The biggest threat to your portfolio isn’t a market crash, a recession, or geopolitical chaos. It’s you. Specifically, it’s the set of cognitive biases hardwired into the human brain that evolved to keep us alive on the savannah but consistently sabotage our investment decisions.
The enemy within
Behavioural finance — the study of how psychology affects financial decisions — has identified dozens of systematic errors that investors make. These aren’t occasional lapses in judgement. They’re predictable, consistent patterns that affect professionals and amateurs alike.

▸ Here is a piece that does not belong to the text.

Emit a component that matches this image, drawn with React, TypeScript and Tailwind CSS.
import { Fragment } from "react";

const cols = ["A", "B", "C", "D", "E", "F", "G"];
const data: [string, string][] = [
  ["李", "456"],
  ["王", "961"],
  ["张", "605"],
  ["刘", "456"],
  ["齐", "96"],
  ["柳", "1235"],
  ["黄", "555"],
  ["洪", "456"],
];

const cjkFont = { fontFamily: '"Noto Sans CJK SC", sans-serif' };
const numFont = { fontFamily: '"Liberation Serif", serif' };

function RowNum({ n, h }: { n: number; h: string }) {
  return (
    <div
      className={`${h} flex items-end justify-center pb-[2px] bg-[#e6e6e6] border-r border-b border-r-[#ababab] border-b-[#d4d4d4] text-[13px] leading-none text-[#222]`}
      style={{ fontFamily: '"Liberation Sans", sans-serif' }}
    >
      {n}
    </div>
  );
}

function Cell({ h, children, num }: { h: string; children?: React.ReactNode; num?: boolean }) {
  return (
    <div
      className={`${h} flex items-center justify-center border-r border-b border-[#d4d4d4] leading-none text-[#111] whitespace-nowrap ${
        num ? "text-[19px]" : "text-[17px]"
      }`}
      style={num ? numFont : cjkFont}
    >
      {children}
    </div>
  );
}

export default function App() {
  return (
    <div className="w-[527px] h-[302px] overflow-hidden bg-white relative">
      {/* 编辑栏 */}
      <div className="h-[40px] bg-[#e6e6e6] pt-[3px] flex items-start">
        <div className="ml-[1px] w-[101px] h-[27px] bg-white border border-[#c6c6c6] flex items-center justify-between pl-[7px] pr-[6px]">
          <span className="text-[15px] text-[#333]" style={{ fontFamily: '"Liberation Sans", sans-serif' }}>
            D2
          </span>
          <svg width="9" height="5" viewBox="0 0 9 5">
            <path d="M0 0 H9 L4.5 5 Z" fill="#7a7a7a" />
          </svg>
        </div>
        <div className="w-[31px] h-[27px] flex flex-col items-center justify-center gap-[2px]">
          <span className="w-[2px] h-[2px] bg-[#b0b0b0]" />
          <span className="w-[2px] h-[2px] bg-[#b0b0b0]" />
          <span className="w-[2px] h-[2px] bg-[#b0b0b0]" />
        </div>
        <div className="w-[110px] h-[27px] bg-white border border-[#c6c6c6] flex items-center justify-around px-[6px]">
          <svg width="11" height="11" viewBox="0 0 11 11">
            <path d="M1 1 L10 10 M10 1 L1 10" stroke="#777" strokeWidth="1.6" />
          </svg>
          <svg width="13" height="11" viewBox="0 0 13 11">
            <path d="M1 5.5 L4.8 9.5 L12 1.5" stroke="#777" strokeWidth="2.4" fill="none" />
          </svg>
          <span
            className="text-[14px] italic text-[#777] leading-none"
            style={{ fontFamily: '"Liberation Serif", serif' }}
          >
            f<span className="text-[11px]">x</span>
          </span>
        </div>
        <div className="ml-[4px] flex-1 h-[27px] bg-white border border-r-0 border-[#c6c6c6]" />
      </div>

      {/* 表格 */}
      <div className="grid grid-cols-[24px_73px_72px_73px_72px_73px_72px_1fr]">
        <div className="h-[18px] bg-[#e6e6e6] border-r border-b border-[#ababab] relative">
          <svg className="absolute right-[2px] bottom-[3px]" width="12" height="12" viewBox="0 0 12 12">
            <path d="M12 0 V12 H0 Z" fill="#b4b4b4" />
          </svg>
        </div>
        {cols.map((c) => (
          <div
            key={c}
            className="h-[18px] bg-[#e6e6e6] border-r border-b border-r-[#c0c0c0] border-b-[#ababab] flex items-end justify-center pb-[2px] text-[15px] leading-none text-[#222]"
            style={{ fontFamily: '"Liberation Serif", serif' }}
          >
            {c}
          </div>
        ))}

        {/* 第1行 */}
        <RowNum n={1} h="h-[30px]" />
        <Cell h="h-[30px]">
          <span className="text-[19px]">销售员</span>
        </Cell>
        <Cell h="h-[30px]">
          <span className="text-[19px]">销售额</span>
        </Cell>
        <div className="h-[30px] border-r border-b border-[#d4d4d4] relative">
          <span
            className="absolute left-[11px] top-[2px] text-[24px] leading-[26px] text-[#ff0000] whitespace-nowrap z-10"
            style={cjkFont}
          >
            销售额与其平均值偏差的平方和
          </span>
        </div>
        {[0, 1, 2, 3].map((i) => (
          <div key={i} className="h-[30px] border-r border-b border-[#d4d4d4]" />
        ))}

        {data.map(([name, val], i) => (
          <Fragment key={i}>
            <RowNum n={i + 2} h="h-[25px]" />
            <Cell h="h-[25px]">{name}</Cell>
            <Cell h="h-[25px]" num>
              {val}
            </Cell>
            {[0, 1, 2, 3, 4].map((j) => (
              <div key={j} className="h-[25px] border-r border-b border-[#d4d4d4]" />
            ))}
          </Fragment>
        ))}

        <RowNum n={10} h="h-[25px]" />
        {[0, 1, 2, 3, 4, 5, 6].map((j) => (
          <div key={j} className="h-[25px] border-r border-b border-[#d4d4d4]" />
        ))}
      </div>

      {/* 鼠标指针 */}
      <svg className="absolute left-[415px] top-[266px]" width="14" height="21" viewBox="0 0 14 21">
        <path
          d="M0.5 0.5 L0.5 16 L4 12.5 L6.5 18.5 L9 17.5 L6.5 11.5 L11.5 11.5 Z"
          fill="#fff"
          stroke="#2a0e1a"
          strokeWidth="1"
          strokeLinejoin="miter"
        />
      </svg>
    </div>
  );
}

The good news: once you know what to look for, you can build systems that protect you from your own worst instincts. You can’t eliminate biases, but you can design around them.
Loss aversion
The most powerful bias in investing. Research shows that losses feel approximately twice as painful as equivalent gains feel pleasurable. Losing €1,000 hurts roughly twice as much as gaining €1,000 feels good.
How it hurts investors:
- Selling winners too early (to “lock in” the pleasant gain before it disappears).
- Holding losers too long (refusing to sell at a loss because realising the loss makes it “real”).
- Avoiding equities entirely because the pain of potential loss outweighs the pleasure of potential gain.
- Checking your portfolio too frequently: daily fluctuations trigger loss aversion responses that monthly or quarterly checks don’t.
The fix: Check your portfolio less often (quarterly at most). Use automated investments. Remember that unrealised losses aren’t permanent — and that selling at the bottom is the only way to turn a temporary drop into a permanent loss.
Overconfidence
Most people believe they’re above-average drivers, above-average at their jobs, and above-average investors. Statistically, most of them are wrong.
How it hurts investors:
- Concentrating in a few stocks you’re “sure” about instead of diversifying.
- Trading frequently because you believe you can outsmart the market.
- Ignoring evidence that contradicts your thesis.
- Taking excessive risk because you underestimate the probability of bad outcomes.
The fix: Embrace index funds (accept you can’t pick winners reliably). Adopt a written plan and follow it rather than trusting your “instincts.” Remember: if professional fund managers with teams of analysts can’t beat the index, neither can you.
Anchoring and recency
Anchoring: We fixate on arbitrary reference points. If you bought a stock at €50, that price becomes your anchor. If it drops to €30, you wait for it to “get back to €50” — even if the company’s fundamentals have permanently deteriorated. The purchase price is irrelevant to the stock’s future value, but it feels enormously important.
Recency bias: We overweight recent events. After a 5-year bull market, we assume growth will continue forever. After a crash, we assume the market will never recover. Both are wrong — but recent experience dominates our expectations.
How they hurt investors:
- Holding a bad investment because it’s below your purchase price (“it’ll come back”).
- Extrapolating recent performance into the indefinite future.
- Buying what performed well last year (chasing returns).
The fix: Evaluate investments based on future prospects, not past prices. Remember that mean reversion is powerful: what outperformed recently often underperforms next, and vice versa.
Herd behaviour
Humans are social animals. When everyone around us is doing something, it feels safer to join them. In markets, this creates bubbles (everyone buying drives prices higher, which attracts more buyers) and panics (everyone selling drives prices lower, which triggers more selling).
How it hurts investors:
- Buying at peaks because “everyone’s making money.”
- Selling at bottoms because “everyone’s getting out.”
- Following financial media that amplifies herd sentiment.
The fix: Have a written plan that specifies what you’ll do in different scenarios — before those scenarios occur. When markets crash 30%, your plan says “rebalance and continue contributing.” When markets surge, your plan says “maintain allocation, don’t chase.” The plan is your anchor against the herd.
You cannot eliminate cognitive biases. They’re part of human neural architecture. But you can build an investment system that makes it difficult for biases to translate into action: automated contributions, infrequent portfolio checks, a written investment policy, and index funds that remove the temptation to pick and trade. The best investors aren’t smarter — they’re better at protecting themselves from their own psychology.